Assemble all lines in which the string "React" appears.

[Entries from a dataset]
[START]

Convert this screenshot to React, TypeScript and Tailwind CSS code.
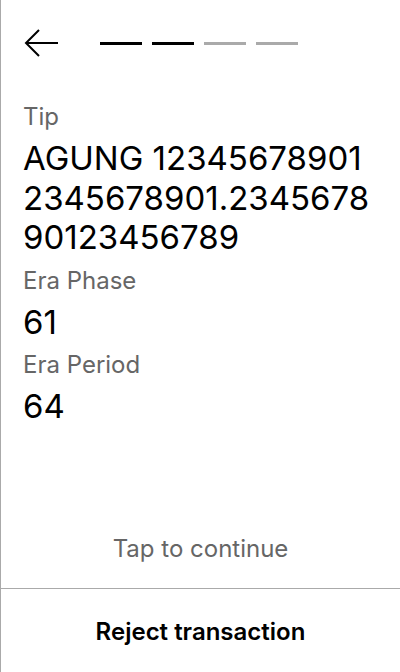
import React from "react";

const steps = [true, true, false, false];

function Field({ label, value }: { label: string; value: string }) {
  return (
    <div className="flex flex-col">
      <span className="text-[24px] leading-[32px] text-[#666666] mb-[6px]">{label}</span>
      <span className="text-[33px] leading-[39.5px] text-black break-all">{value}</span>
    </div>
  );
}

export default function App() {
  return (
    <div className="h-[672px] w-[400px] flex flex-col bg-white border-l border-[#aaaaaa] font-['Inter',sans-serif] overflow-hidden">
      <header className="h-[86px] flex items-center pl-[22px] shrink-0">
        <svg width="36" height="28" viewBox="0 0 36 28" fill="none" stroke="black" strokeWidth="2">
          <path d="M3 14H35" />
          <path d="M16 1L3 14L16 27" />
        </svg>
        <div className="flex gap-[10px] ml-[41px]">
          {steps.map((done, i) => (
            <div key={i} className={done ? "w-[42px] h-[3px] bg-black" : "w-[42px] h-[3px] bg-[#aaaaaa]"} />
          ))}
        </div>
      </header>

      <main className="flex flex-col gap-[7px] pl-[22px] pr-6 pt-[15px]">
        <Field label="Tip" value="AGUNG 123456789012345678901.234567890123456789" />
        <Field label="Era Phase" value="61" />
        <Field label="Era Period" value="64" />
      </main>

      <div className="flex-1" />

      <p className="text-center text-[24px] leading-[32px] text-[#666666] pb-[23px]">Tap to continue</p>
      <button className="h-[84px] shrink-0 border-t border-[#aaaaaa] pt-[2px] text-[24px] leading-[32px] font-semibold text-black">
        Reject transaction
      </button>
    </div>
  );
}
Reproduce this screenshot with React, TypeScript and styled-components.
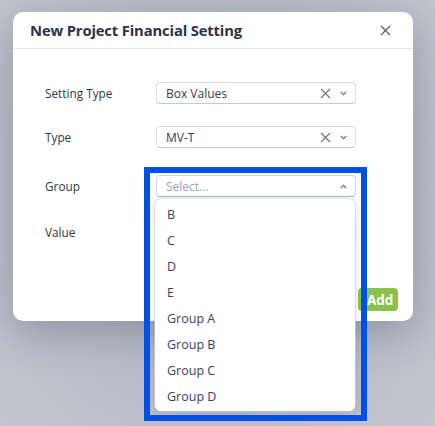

[END]

Final result:
Convert this screenshot to React, TypeScript and Tailwind CSS code.
import React from "react";
Reproduce this screenshot with React, TypeScript and styled-components.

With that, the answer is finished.